PyTorch

init parameters

PyTorch handles this automatically. But there are definitely cases where you need to initialize parameters manually. The basic approach looks like this:

1
class MultiLayerPerceptronClass(nn.Module):
2
    """
3
        Multilayer Perceptron (MLP) Class
4
    """
5
    def __init__(self,name='mlp',xdim=784,hdim=256,ydim=10):
6
        super(MultiLayerPerceptronClass,self).__init__()
7
        self.name = name
8
        self.xdim = xdim
9
        self.hdim = hdim
10
        self.ydim = ydim
11
        self.lin_1 = nn.Linear(
12
            # FILL IN HERE
13
        )
14
        self.lin_2 = nn.Linear(
15
            # FILL IN HERE
16
        )
17
        self.init_param() # initialize parameters
18

19
    def init_param(self):
20
        nn.init.kaiming_normal_(self.lin_1.weight)
21
        nn.init.zeros_(self.lin_1.bias)
22
        nn.init.kaiming_normal_(self.lin_2.weight)
23
        nn.init.zeros_(self.lin_2.bias)
24

25
    def forward(self,x):
26
        net = x
27
        net = self.lin_1(net)
28
        net = F.relu(net)
29
        net = self.lin_2(net)
30
        return net
31

32
M = MultiLayerPerceptronClass(name='mlp',xdim=784,hdim=256,ydim=10).to(device)
33
loss = nn.CrossEntropyLoss()
34
optm = optim.Adam(M.parameters(),lr=1e-3)
35
print ("Done.")

session

A big advantage of PyTorch is the absence of sessions. TensorFlow also dropped sessions from v2 onward. Without sessions, you can run a forward pass directly as shown below.

forward

You don’t strictly need to call forward explicitly — PyTorch handles it automatically. But being explicit makes code easier to read.

1
x_numpy = np.random.rand(2,784)
2
x_torch = torch.from_numpy(x_numpy).float().to(device)
3
y_torch = M.forward(x_torch) # forward path
4
# y_torch = M(x_torch) # forward path
5
y_numpy = y_torch.detach().cpu().numpy() # torch tensor to numpy array
6
print ("x_numpy:\n",x_numpy)
7
print ("x_torch:\n",x_torch)
8
print ("y_torch:\n",y_torch)
9
print ("y_numpy:\n",y_numpy)

model.eval()

I used to have a vague understanding of this, so here’s a proper summary.
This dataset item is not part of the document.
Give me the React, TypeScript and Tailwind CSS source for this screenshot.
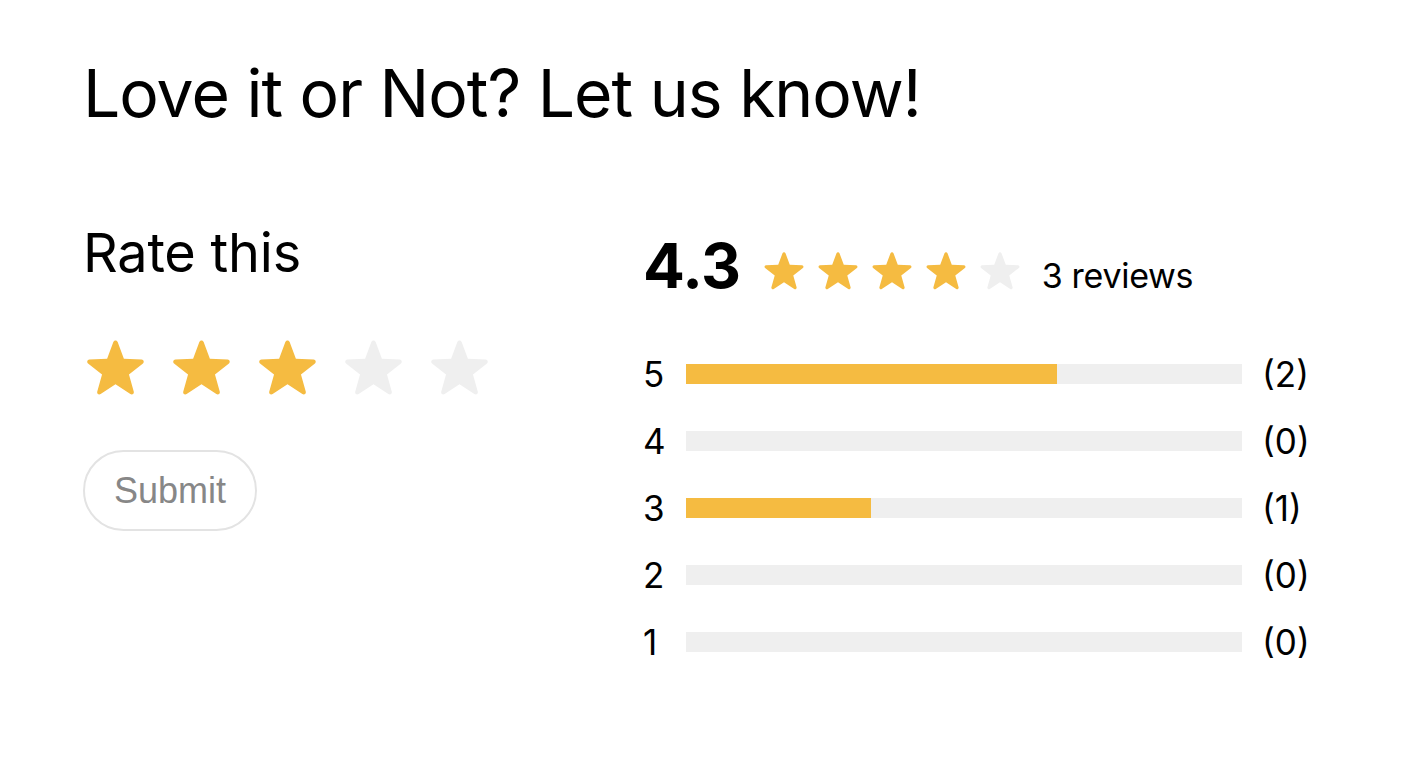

Layers like BatchNormalization and Dropout are meant only for training and should not be active during prediction. To disable them, treat calling model.eval() before prediction as a standard practice.

view

A function that reshapes a tensor while keeping the total number of elements the same. It’s the equivalent of numpy’s reshape. Passing -1 for a dimension lets PyTorch figure out the size automatically.

1
batch_in.view(-1, 28*28)

item

All values are managed as tensor objects. If you want to convert one to a plain scalar (e.g., a float), use item.

1
n_correct += (y_pred==y_trgt).sum().item()

train

1
print ("Start training.")
2
M.init_param() # initialize parameters
3
M.train()
4
EPOCHS,print_every = 10,1
5
for epoch in range(EPOCHS):
6
    loss_val_sum = 0
7
    for batch_in,batch_out in train_iter:
8
        # Forward path
9
        y_pred = M.forward(batch_in.view(-1, 28*28).to(device))
10
        loss_out = loss(y_pred,batch_out.to(device))
11
        # Update
12
        optm.zero_grad()      # reset gradient
13
        loss_out.backward()      # backpropagate
14
        optm.step()      # optimizer update
15
        loss_val_sum += loss_out
16
    loss_val_avg = loss_val_sum/len(train_iter)
17
    # Print
18
    if ((epoch%print_every)==0) or (epoch==(EPOCHS-1)):
19
        train_accr = func_eval(M,train_iter,device)
20
        test_accr = func_eval(M,test_iter,device)
21
        print ("epoch:[%d] loss:[%.3f] train_accr:[%.3f] test_accr:[%.3f]."%
22
               (epoch,loss_val_avg,train_accr,test_accr))
23
print ("Done")

optm.zero_grad()

Earlier we defined the optimizer as follows, specifying which parameters to train:

1
optm = optim.Adam(M.parameters(),lr=1e-3)

zero_grad() resets the gradients of those parameters to zero.

loss()

This is the loss function defined earlier as cross entropy. Passing the model output y_pred and the training labels batch_out returns a weight object representing the loss.

backward()

Performs backpropagation for each weight.

step()

Updates the parameters using the optimizer’s learning rate and other hyperparameters.